これは、天使ママさんにお勧めの本 とかでは全然なく、鬼やら妖怪と人間との かかわり合いを描いた小説なのですが・・・
この本の中に、 『むじな和尚』 と 『天つ姫』 という話が収録されています。
『むじな和尚』 は、むじなという妖力を持った動物が、
「人間の目から落ちる水」(涙のことです)が何なのか知りたくて、人間と関わるうち、
一人の人間を深く愛してしまい、そのために命を落とすことになる・・・
という、ちょっと切ないお話です。
『天つ姫』は、変わり者の幼い姫と遊ぶうちに、我知らず、姫を深く愛するようになった天狗のお話。

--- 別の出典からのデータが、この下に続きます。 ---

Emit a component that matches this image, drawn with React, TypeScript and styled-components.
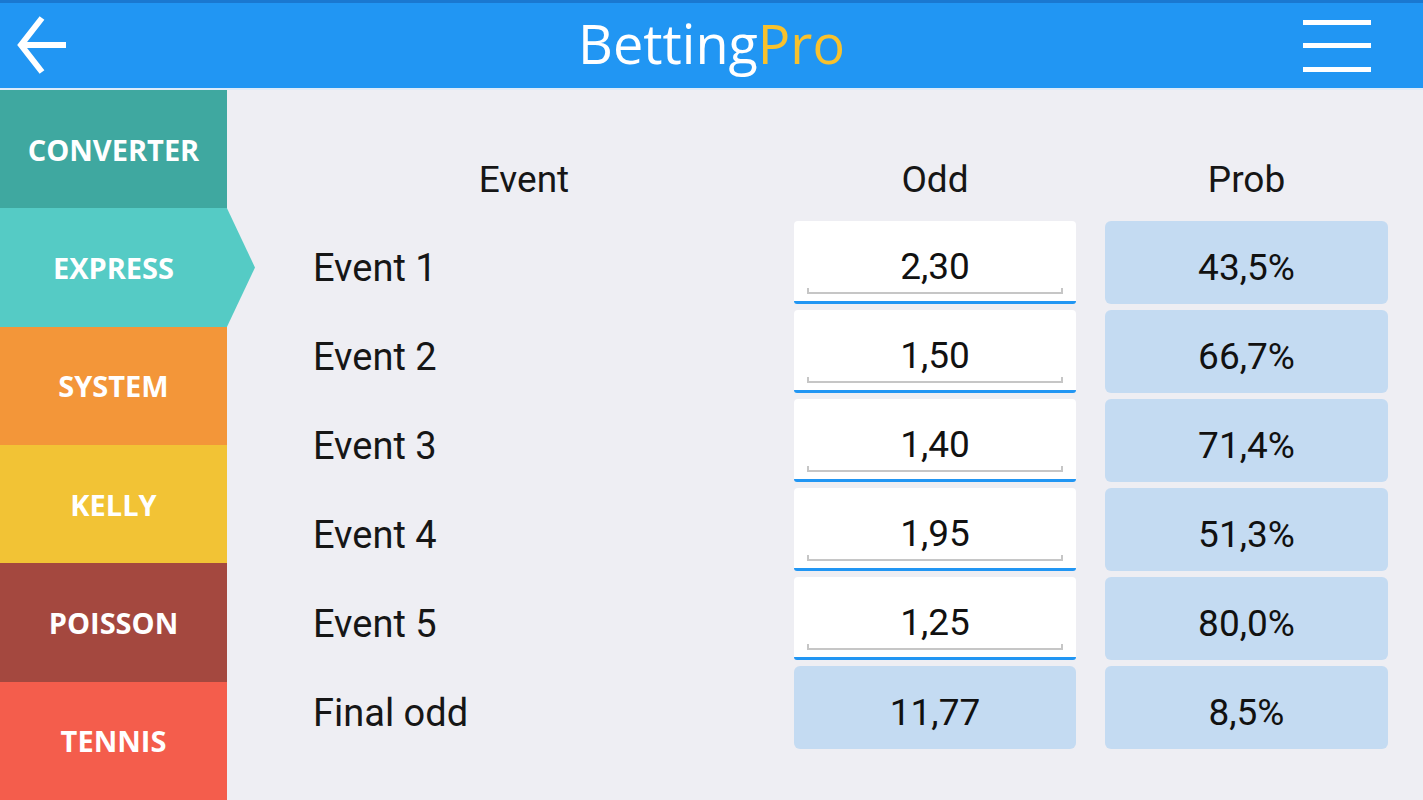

不幸な結婚をした姫を助けるために、この天狗も、やはり命を落としてしまいます・・・
むじなも天狗も 力があって、強い存在でした。
人間など 愛さなければ、決して命を落とすことはなかったはず。
愛するということは、強さを手放し、弱さを選ぶことなのかもしれません。
ですが、人間を愛し、人間からも深く愛されて死んでいった むじなと 天狗は、幸せだっただろうなあ・・・
と、何となく読後は ほんわかとした気持ちになる お話でした。
私たち人間も、本当はこの世ではなく 光の世界の住人です。
そして、本来はすごく強くて力のある存在です。
だけど、愛を学ぶために 本来の力を手放して、何も持たずに 弱々しく 生まれてくるのです。
それって、ものすごい勇気だな、と思います。
この世で生きていると、自分のあまりの力の無さに呆然としたり、
涙を流したりすることもあるけれど。
それでも、敢えて そんな弱さを自分で選んで生まれてくる人間って、
実はすごく強いよなあ・・・と。
スピリチュアル系の本ではないけれど、読んでいて、ふと そんなことを思いました。
そして、この本の最後に 『機尋(はたひろ)』という話が収録されています。
このお話は、土蔵に閉じ込められたまま、火事の際、誰にも助け出してもらえずに亡くなった少女(綾)が妖怪となり、次々に子どもたちをさらっていくが、
最後にさらった少女(紅)に愛を教えられ、成仏していく・・・という物語です。
この話の登場人物の言葉が、とてもいいなあ・・・と思ったので、ご紹介しますね。
綾を愛していたのに、結局は助けることができず、「妖怪にしてしまった。」と、悔やみ続ける男 留蔵に、
紅の育ての親である男 柳が語った言葉です。
どんなに近くにいたって、どんなに強くて知恵も富もあったって、
人は人を守ることも 何かを丸ごと与えてやることも できねえんだ。
人間は人形じゃねえからな。
ただ見届けてやることしか できねえ。
責は自分で負わなきゃならねえから、代わってはやれねえ。
それにな、そうじゃなきゃ、生きたことにもならない。
どうして、助けられなかったんだろう・・・
もっと、自分に何かできたんじゃないのか?
そんなふうに、思うこともあるかもしれません。
だけど人間にできることは、ただ、誰かに(あるいは 何かに)愛を注ぐことだけ。
その愛が、うまく相手に伝わらなかったり、自分の思った通りの結果にならなかったりすることもあるけれど。
それでも、やっぱり 人間を救うのは愛だけなのだな・・・と思います。